Lines that hold the word "styles" should be located and copied.
╭──
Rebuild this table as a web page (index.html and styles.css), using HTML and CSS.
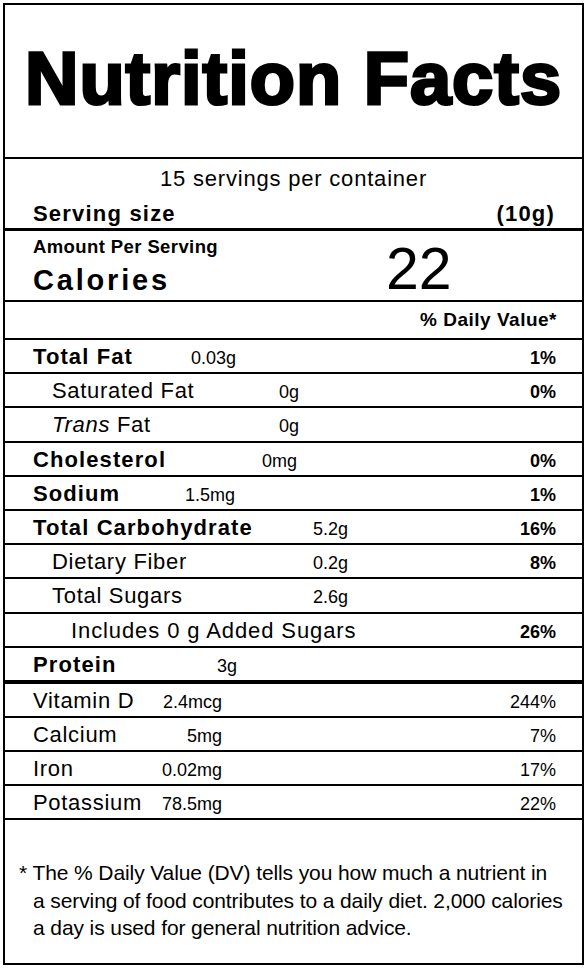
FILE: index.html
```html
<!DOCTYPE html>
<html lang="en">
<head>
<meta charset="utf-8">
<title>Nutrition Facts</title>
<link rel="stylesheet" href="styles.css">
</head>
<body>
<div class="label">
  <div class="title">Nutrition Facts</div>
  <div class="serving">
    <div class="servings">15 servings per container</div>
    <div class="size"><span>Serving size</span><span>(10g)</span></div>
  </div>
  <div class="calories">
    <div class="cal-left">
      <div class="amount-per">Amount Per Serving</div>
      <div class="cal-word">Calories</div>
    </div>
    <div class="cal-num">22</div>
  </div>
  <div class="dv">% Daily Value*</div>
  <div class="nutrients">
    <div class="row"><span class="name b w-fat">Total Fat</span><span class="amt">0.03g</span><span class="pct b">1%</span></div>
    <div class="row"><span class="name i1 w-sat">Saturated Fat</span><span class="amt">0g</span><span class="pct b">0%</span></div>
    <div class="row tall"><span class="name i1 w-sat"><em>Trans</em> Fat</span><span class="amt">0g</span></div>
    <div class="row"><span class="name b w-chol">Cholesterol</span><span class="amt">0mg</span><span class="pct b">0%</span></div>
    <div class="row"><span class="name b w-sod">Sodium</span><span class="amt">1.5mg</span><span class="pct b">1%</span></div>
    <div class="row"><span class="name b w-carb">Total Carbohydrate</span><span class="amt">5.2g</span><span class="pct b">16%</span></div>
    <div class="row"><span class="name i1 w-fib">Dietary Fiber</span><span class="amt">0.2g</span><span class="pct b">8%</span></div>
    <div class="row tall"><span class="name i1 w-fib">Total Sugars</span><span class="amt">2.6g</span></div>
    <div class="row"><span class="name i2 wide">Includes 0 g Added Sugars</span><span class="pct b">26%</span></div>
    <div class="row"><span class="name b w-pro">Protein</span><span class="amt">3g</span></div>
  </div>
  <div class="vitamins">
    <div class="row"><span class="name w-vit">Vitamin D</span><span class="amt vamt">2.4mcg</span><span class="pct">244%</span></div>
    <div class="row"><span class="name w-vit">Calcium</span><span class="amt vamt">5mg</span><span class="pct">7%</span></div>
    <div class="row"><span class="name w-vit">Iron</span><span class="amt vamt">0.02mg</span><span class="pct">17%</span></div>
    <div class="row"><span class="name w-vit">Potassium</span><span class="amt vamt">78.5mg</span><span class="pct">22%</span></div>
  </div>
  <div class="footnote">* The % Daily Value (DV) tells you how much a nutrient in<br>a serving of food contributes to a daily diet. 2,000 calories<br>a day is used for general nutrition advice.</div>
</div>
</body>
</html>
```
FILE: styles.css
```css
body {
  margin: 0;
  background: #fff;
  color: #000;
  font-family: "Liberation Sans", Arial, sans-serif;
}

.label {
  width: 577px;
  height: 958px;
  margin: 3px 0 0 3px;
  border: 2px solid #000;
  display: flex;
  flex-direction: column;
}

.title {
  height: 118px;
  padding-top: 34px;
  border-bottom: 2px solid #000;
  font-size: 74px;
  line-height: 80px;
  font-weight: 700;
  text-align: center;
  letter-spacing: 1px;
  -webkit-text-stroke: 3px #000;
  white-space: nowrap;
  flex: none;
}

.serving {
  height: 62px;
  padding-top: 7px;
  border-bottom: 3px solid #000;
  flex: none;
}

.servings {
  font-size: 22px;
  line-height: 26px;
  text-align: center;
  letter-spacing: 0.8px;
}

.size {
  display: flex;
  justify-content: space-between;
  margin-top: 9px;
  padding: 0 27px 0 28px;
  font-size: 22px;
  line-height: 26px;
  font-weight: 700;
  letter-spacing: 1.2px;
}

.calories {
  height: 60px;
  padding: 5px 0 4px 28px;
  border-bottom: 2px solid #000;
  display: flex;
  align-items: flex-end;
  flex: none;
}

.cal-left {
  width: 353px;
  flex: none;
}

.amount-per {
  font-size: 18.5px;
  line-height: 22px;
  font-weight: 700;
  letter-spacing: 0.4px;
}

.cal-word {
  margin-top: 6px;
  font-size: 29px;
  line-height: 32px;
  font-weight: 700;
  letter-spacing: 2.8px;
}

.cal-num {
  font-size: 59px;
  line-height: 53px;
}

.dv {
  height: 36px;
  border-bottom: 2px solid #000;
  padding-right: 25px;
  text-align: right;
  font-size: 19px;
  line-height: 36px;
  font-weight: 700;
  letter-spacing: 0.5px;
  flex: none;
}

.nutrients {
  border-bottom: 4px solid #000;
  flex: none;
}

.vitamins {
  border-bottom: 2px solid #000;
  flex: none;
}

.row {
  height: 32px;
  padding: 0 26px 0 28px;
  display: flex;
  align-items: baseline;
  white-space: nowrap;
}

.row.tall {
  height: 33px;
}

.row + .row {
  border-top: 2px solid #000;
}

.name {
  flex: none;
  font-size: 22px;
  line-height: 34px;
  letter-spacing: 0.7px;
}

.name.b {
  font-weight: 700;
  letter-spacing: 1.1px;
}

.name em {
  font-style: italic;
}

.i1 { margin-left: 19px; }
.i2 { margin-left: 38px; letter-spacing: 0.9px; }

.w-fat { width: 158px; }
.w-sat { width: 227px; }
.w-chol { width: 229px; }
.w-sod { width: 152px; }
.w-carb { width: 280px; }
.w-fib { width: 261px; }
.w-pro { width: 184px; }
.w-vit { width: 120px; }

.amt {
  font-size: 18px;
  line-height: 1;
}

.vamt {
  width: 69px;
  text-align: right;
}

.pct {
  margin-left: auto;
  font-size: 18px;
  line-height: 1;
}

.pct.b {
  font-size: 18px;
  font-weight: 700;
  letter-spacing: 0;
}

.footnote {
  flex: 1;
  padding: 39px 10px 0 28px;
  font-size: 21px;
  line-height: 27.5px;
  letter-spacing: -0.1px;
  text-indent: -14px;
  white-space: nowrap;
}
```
╰──
**SOLUTION TO THIS EXERCISE:**
Rebuild this table as a web page (index.html and styles.css), using HTML and CSS.
<link rel="stylesheet" href="styles.css">
FILE: styles.css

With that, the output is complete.